El narciso de Moncloa contra el pueblo

Se mire donde se mire, existe una distorsión entre los mensajes triunfalistas que transmite el Gobierno y lo que se vive a pie de calle, donde el salario medio está estancado desde el inicio de la gran recesión, donde la cesta de la compra cada semana es más cara, donde la carga impositiva -directa e indirecta- cada vez afecta más a los bolsillos y donde cualquiera con iniciativa cada vez tiene más trabas administrativas y sociales para sobrevivir.

La cultura de masas es cada vez más mediocre y facilona; y la educación, menos exigente. El muchacho de Cebreros que cumpla este año la mayoría de edad vivirá con sus padres hasta los 29,8 años (Eurostat, 2021) y necesitará unos conocimientos técnicos, idiomáticos y de postgrado que quizás sus padres no le puedan proporcionar, y que lo público no le dará porque no está bien gestionado. Es un sumidero de dinero público.

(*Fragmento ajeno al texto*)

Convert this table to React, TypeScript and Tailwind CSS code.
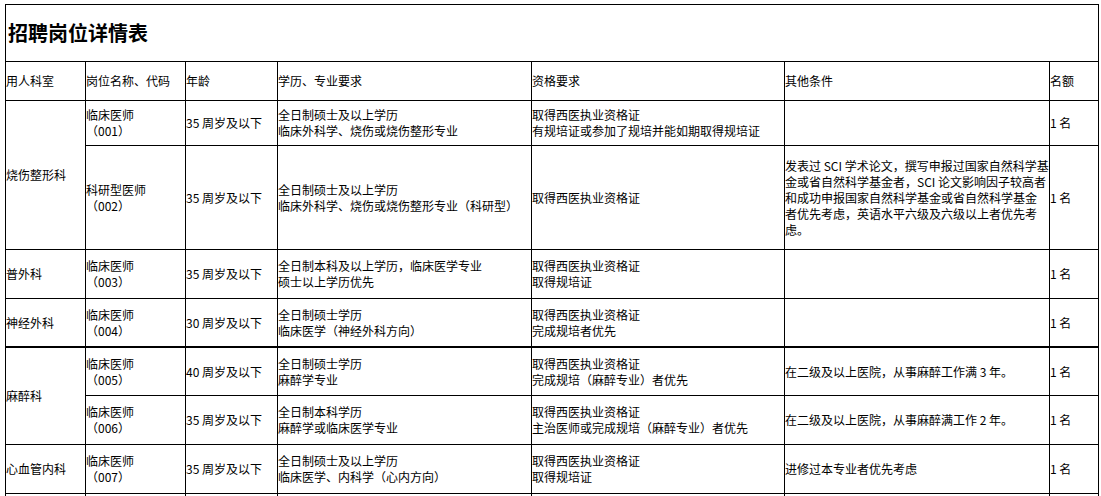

¿Vivienda? ¿Formar una familia? Las dos grandes fuerzas que impulsan hacia una vida tranquila son casi inaccesibles para el muchacho nacido en 2005.

Así que se pregunta Pedro Sánchez sobre cómo le recordarán los libros de historia y en estos hechos tiene la clave. Y si no estuviera afectado por la apremiante inseguridad del narciso, lo mismo debería plantearse, con sinceridad, sin excusas interiores, ni rodeos, ni mentiras, si verdaderamente ha logrado que los españoles vivan mejor. Después de realizar ese juicio, sabrá la respuesta a la pregunta que le planteó el bueno de Máximo Huerta y quizás pueda asumir el golpe con una mayor dignidad.

De lo contrario, seguirá mintiéndose, pero a sabiendas de que no acaban bien los narcisos. El mitológico cayó al río y en sus más recientes versiones aceptaron ofertas de equipos de fútbol árabes de poca monta. Su descenso a los infiernos suele ser especialmente duro.